The number of new authorised housing units for the USA for the period between 2004 and 2014 is presented in Figure 1. As expected, the effect of the GFC in 2007-2008 can be clearly observed when factoring in a lag of approximately two years. After a peak in 2005, the number of authorised new housing units decreased for the next four years until 2009, followed by two years of stability and then three years of an upward trend. It can be observed that the total number of new authorised housing units in 2014 (estimated) remains less than half of the peak recorded in 2005. It should be noted these data refer specifically to “authorised” new housing units rather than commencements which are recorded by some other countries. Therefore, not all authorised new housing units may have actually commenced and been added to the aggregate housing stock.
The data in Figure 2 refer to new housing approvals in Australia between 2009 and 2015. This period is post-GFC and confirms the sustained upward trend over this six-year period, arguably where Australia was not adversely affected by the GFC in comparison to most other countries. By January 2015, the estimate increased by 7.9 per cent to 19,282 dwellings in seasonally adjusted terms; however, the trend estimate for private sector houses was unchanged over the corresponding period (ABS, 2015). This confirms a large proportion of the upward trend was related to investment housing and also potentially linked to foreign investment in housing. An upward trend can be observed over the past three years, commencing in 2012. It has been argued that Australia was somewhat cushioned from the effect of the GFC because of the timing of the mining boom over the corresponding period.
The trends indicating the value of residential building permits issued in Canada between 2010 and 2015 are highlighted in Figure 3. Presenting these data on a month-to-month basis highlights the variance which was not observed in Figures 1 and 2; however, a long-term upward trend can be observed in Figure 3. For example, in January 2015, the total value of building permits issued by Canadian municipalities fell 12.9 per cent, following a 6.1 per cent increase in the previous month (Statistics Canada, 2015). It was argued that decreased construction planning for non-residential buildings in Alberta, British Columbia and Ontario was linked to the national decline (Statistics Canada, 2015). The overall upward trend in Figure 3 commenced in 2010 and continued until present day.

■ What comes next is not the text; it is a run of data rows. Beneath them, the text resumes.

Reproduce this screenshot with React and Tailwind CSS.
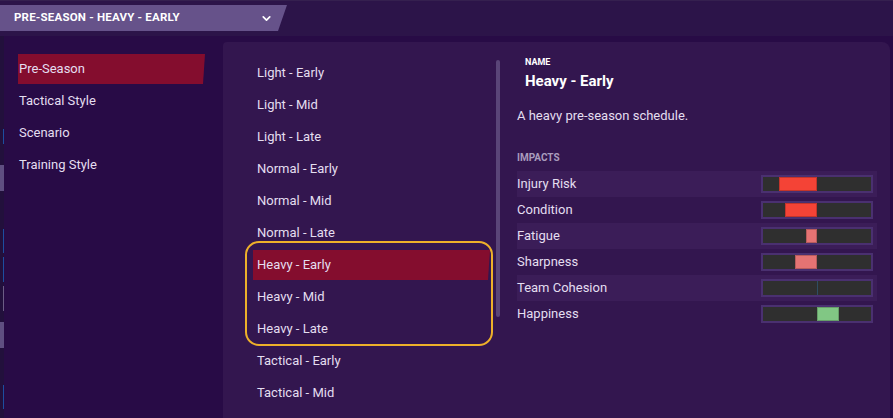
import { ChevronDown } from 'lucide-react';

const sections = ['Pre-Season', 'Tactical Style', 'Scenario', 'Training Style'];

const schedules = [
  'Light - Early', 'Light - Mid', 'Light - Late',
  'Normal - Early', 'Normal - Mid', 'Normal - Late',
  'Heavy - Early', 'Heavy - Mid', 'Heavy - Late',
  'Tactical - Early', 'Tactical - Mid',
];

// value -100..100, negative fills left of centre
const impacts = [
  { label: 'Injury Risk', value: -70, color: '#f44336' },
  { label: 'Condition', value: -59, color: '#f44336' },
  { label: 'Fatigue', value: -20, color: '#e57373' },
  { label: 'Sharpness', value: -41, color: '#e57373' },
  { label: 'Team Cohesion', value: 0, color: '#2f4d63' },
  { label: 'Happiness', value: 41, color: '#81c784' },
];

function Row({ label, selected }) {
  return (
    <div className="h-[32px] py-[1px]">
      <div className={`h-[30px] flex items-center pl-[4px] ${selected ? "bg-[#840d2e] [clip-path:polygon(0_0,100%_0,calc(100%-2px)_100%,0_100%)]" : ''}`}>
        {label}
      </div>
    </div>
  );
}

function ImpactBar({ value, color }) {
  const left = 50 + Math.min(value, 0) / 2;
  const width = Math.abs(value) / 2;
  return (
    <div className="relative w-[112px] h-[18px] border-2 border-[#4a3070] bg-[#2f2f2f]">
      {value === 0
        ? <div className="absolute top-0 bottom-0 left-1/2 w-px" style={{ background: color }} />
        : <div className="absolute top-0 bottom-0 border border-black/20" style={{ left: `${left}%`, width: `${width}%`, background: color }} />}
    </div>
  );
}

export default function App() {
  return (
    <div className="w-[893px] h-[418px] overflow-hidden bg-[#280b46] font-['Roboto',sans-serif] text-[13px] text-[#e4def0]">
      {/* top bar */}
      <div className="h-[36px] bg-[#2c1449] border-t border-[#35204f] pt-[4px]">
        <div className="w-[287px] h-[26px] bg-[#66528a] flex items-center justify-between pl-[14px] pr-[14px] [clip-path:polygon(0_0,100%_0,calc(100%-9px)_100%,0_100%)]">
          <span className="text-[11.5px] font-bold text-white tracking-[0.2px]">PRE-SEASON - HEAVY - EARLY</span>
          <ChevronDown size={13} strokeWidth={3.2} className="text-white" />
        </div>
      </div>

      <div className="flex h-[382px]">
        {/* left strip */}
        <div className="w-[4px] flex flex-col bg-[#22103c]">
          <div className="h-[93px]" />
          <div className="h-[15px] w-[1px] ml-[3px] bg-[#1d4ea0]" />
          <div className="h-[21px]" />
          <div className="h-[26px] bg-[#5f4f81]" />
          <div className="h-[38px]" />
          <div className="h-[24px] w-[1px] ml-[3px] bg-[#1d4ea0]" />
          <div className="h-[4px]" />
          <div className="h-[25px] w-[1px] ml-[3px] bg-[#1d4ea0]" />
          <div className="h-[4px]" />
          <div className="h-[25px] w-[1px] ml-[3px] bg-[#6b5d85]" />
          <div className="h-[11px]" />
          <div className="h-[26px] bg-[#5f4f81]" />
          <div className="h-[37px]" />
          <div className="h-[24px] w-[1px] ml-[3px] bg-[#1d4ea0]" />
        </div>

        {/* left menu */}
        <div className="w-[219px] pt-[17px] pl-[14px] pr-[18px]">
          {sections.map((s, i) => (
            <div key={s} className="h-[32px] py-[1px]">
              <div className={`h-[30px] flex items-center pl-px ${i === 0 ? "bg-[#840d2e] [clip-path:polygon(0_0,100%_0,calc(100%-2px)_100%,0_100%)]" : ''}`}>
                {s}
              </div>
            </div>
          ))}
        </div>

        {/* card */}
        <div className="mt-[6px] w-[667px] bg-[#33164f] rounded-tl-[4px] rounded-tr-[8px] flex pt-[15px] pl-[30px]">
          <div className="w-[237px]">
            {schedules.slice(0, 6).map(s => <Row key={s} label={s} />)}
            <div className="relative">
              <div className="absolute -left-[8px] -right-[3px] -top-[8px] -bottom-[1px] border-2 border-[#eeb02a] rounded-[14px] pointer-events-none" />
              {schedules.slice(6, 9).map((s, i) => <Row key={s} label={s} selected={i === 0} />)}
            </div>
            {schedules.slice(9).map(s => <Row key={s} label={s} />)}
          </div>

          <div className="ml-[6px] mt-[3px] w-[4px] h-[257px] rounded-full bg-[#5a4578]" />

          <div className="ml-[17px] w-[360px]">
            <div className="pl-[8px]">
              <div className="h-[10px] leading-[10px] text-[9px] font-bold text-white">NAME</div>
              <div className="mt-[4px] h-[20px] leading-[20px] text-[15px] font-bold text-white">Heavy - Early</div>
            </div>
            <div className="mt-[16px] h-[18px] leading-[18px]">A heavy pre-season schedule.</div>
            <div className="mt-[27px] h-[12px] leading-[12px] text-[10px] font-bold text-[#a99cbd]">IMPACTS</div>
            <div className="mt-[7px]">
              {impacts.map((m, i) => (
                <div key={m.label} className={`h-[26px] flex items-center justify-between pr-[4px] ${i % 2 === 0 ? 'bg-[#3b1d58]' : ''}`}>
                  <span>{m.label}</span>
                  <ImpactBar value={m.value} color={m.color} />
                </div>
              ))}
            </div>
          </div>
        </div>
      </div>
    </div>
  );
}
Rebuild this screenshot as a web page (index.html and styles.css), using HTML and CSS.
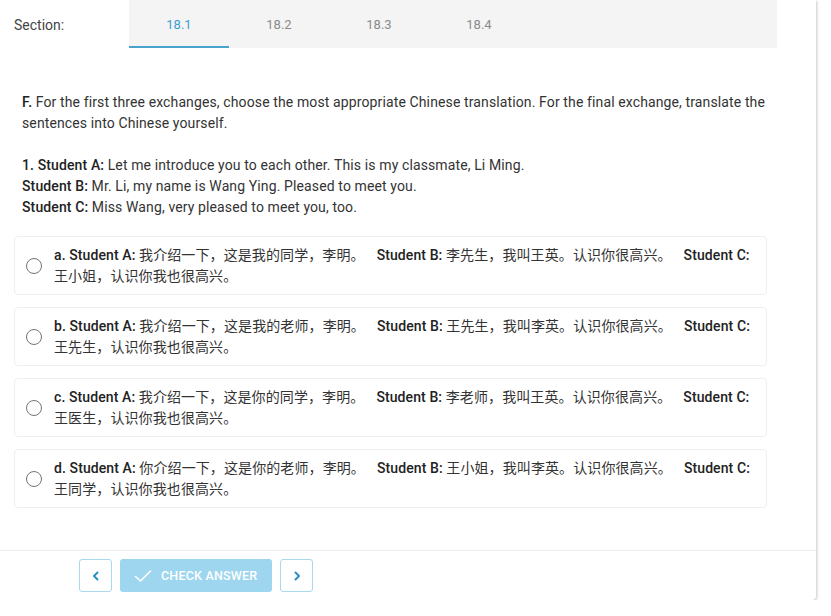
FILE: index.html
```html
<!DOCTYPE html>
<html lang="en">
<head>
<meta charset="UTF-8">
<meta name="viewport" content="width=device-width, initial-scale=1.0">
<title>Section 18.1</title>
<link rel="stylesheet" href="styles.css">
</head>
<body>
<div class="card">
  <div class="header">
    <div class="section-label">Section:</div>
    <div class="tabs">
      <div class="tab active">18.1</div>
      <div class="tab">18.2</div>
      <div class="tab">18.3</div>
      <div class="tab">18.4</div>
    </div>
  </div>

  <div class="content">
    <div class="question">
      <p><b>F.</b> For the first three exchanges, choose the most appropriate Chinese translation. For the final exchange, translate the sentences into Chinese yourself.</p>
      <p>
        <b>1. Student A:</b> Let me introduce you to each other. This is my classmate, Li Ming.<br>
        <b>Student B:</b> Mr. Li, my name is Wang Ying. Pleased to meet you.<br>
        <b>Student C:</b> Miss Wang, very pleased to meet you, too.
      </p>
    </div>

    <div class="options">
      <label class="option">
        <span class="radio"></span>
        <span class="option-text"><b>a. Student A:</b> 我介绍一下，这是我的同学，李明。<span class="sep"></span><b>Student B:</b> 李先生，我叫王英。认识你很高兴。<span class="sep"></span><b>Student C:</b> 王小姐，认识你我也很高兴。</span>
      </label>
      <label class="option">
        <span class="radio"></span>
        <span class="option-text"><b>b. Student A:</b> 我介绍一下，这是我的老师，李明。<span class="sep"></span><b>Student B:</b> 王先生，我叫李英。认识你很高兴。<span class="sep"></span><b>Student C:</b> 王先生，认识你我也很高兴。</span>
      </label>
      <label class="option">
        <span class="radio"></span>
        <span class="option-text"><b>c. Student A:</b> 我介绍一下，这是你的同学，李明。<span class="sep"></span><b>Student B:</b> 李老师，我叫王英。认识你很高兴。<span class="sep"></span><b>Student C:</b> 王医生，认识你我也很高兴。</span>
      </label>
      <label class="option">
        <span class="radio"></span>
        <span class="option-text"><b>d. Student A:</b> 你介绍一下，这是你的老师，李明。<span class="sep"></span><b>Student B:</b> 王小姐，我叫李英。认识你很高兴。<span class="sep"></span><b>Student C:</b> 王同学，认识你我也很高兴。</span>
      </label>
    </div>
  </div>

  <div class="footer">
    <button class="nav-btn" aria-label="Previous">
      <svg width="12" height="12" viewBox="0 0 12 12"><path d="M7.5 2.5 L4 6 L7.5 9.5" fill="none" stroke="#2b8fc2" stroke-width="2" stroke-linecap="round" stroke-linejoin="round"/></svg>
    </button>
    <button class="check-btn" disabled>
      <svg width="18" height="14" viewBox="0 0 18 14"><path d="M1.5 7.5 L6.5 12 L16.5 2" fill="none" stroke="#fff" stroke-width="1.6" stroke-linecap="round" stroke-linejoin="round"/></svg>
      CHECK ANSWER
    </button>
    <button class="nav-btn" aria-label="Next">
      <svg width="12" height="12" viewBox="0 0 12 12"><path d="M4.5 2.5 L8 6 L4.5 9.5" fill="none" stroke="#2b8fc2" stroke-width="2" stroke-linecap="round" stroke-linejoin="round"/></svg>
    </button>
  </div>
</div>
</body>
</html>
```

FILE: styles.css
```css
body {
  margin: 0;
  background: #fff;
  color: #333;
  font-family: Roboto, "Noto Sans CJK SC", sans-serif;
  font-size: 14px;
}

.card {
  width: 816px;
  height: 600px;
  background: #fff;
  box-shadow: 1px 1px 3px rgba(0, 0, 0, 0.22);
  border-radius: 0 0 4px 0;
  display: flex;
  flex-direction: column;
}

.header {
  display: flex;
  height: 48px;
}

.section-label {
  width: 115px;
  padding-left: 14px;
  padding-top: 1px;
  display: flex;
  align-items: center;
  color: #444;
  font-size: 14px;
}

.tabs {
  display: flex;
  width: 648px;
  background: #f4f4f4;
}

.tab {
  width: 100px;
  display: flex;
  align-items: center;
  justify-content: center;
  font-size: 13px;
  color: #8a8a8a;
  border-bottom: 2px solid transparent;
  padding-top: 3px;
  box-sizing: border-box;
}

.tab.active {
  color: #3d9fd3;
  border-bottom-color: #4aa3cc;
}

.content {
  flex: 1;
  padding: 44px 49px 0 14px;
}

.question {
  padding-left: 8px;
  margin-right: -30px;
  line-height: 21px;
  letter-spacing: 0.12px;
}

.question p {
  margin: 0 0 21px 0;
}

.question b,
.option-text b {
  font-weight: 500;
  color: #222;
}

.options {
  margin-top: -3px;
}

.option {
  display: flex;
  align-items: center;
  gap: 12px;
  border: 1px solid #efefef;
  border-radius: 4px;
  padding: 8px 8px 7px 11px;
  margin-bottom: 12px;
  line-height: 21px;
}

.radio {
  flex: none;
  width: 14px;
  height: 14px;
  border: 1.6px solid #737373;
  border-radius: 50%;
}

.option-text {
  color: #333;
  letter-spacing: 0.1px;
}

.sep {
  display: inline-block;
  width: 12px;
}

.footer {
  height: 50px;
  border-top: 1px solid #ececec;
  display: flex;
  align-items: center;
  gap: 8px;
  padding-left: 79px;
  box-sizing: border-box;
}

.nav-btn {
  width: 33px;
  height: 33px;
  border: 1px solid #a9d9ee;
  border-radius: 3px;
  background: #fff;
  display: flex;
  align-items: center;
  justify-content: center;
  padding: 0;
}

.check-btn {
  height: 33px;
  width: 152px;
  border: none;
  border-radius: 3px;
  background: #9ed6ef;
  color: #fff;
  font-family: Roboto, sans-serif;
  font-size: 12.5px;
  font-weight: 500;
  letter-spacing: 0.2px;
  display: flex;
  align-items: center;
  gap: 9px;
  padding: 0 0 0 14px;
}
```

The actual number of commencement of new housing units is presented in Figure 4. In a manner similar to Figure 3, there is a high level of variance observed, as the data were recorded on a monthly basis; however, the sharp spike can be clearly noted in July 2008, where the value of residential commencements was 29,694bn. However, by August 2008, the value decreased by more than 50 per cent to 13,977bn. Since the period of the GFC, there has been a gradual but sustained long-term downward trend.
This analysis of the four countries was designed to assist a comparison of global trends into housing approvals and/or commencements. As with most studies, there are data limitations, as all sources here were the national government bodies which collect data and statistics. Variations exist in the description of the data (i.e. approvals vs commencements), the period and the value of the approval or commencements. The objective was to encourage further research into each country and also present an overview of medium- to long-term trends in international markets. As the reference to the GFC now has dissipated substantially, researchers may soon focus on the timing of the next correction and this magnitude thereof. Identifying both of these criteria remains the challenge for housing market analysts as opposed to questioning if there will be another downturn. The global nature of the interconnected housing markets and the high level of movements of residents between countries are other factors which affect most housing markets.
Australian Bureau of Statistics (ABS) (2015), “8731.0 Building approvals”, available at: www.abs.gov.au (accessed 24 March 2015).
Statistics Canada (2015), “Building permits”, available at: www.statcan.gc.ca (accessed 21 March 2015).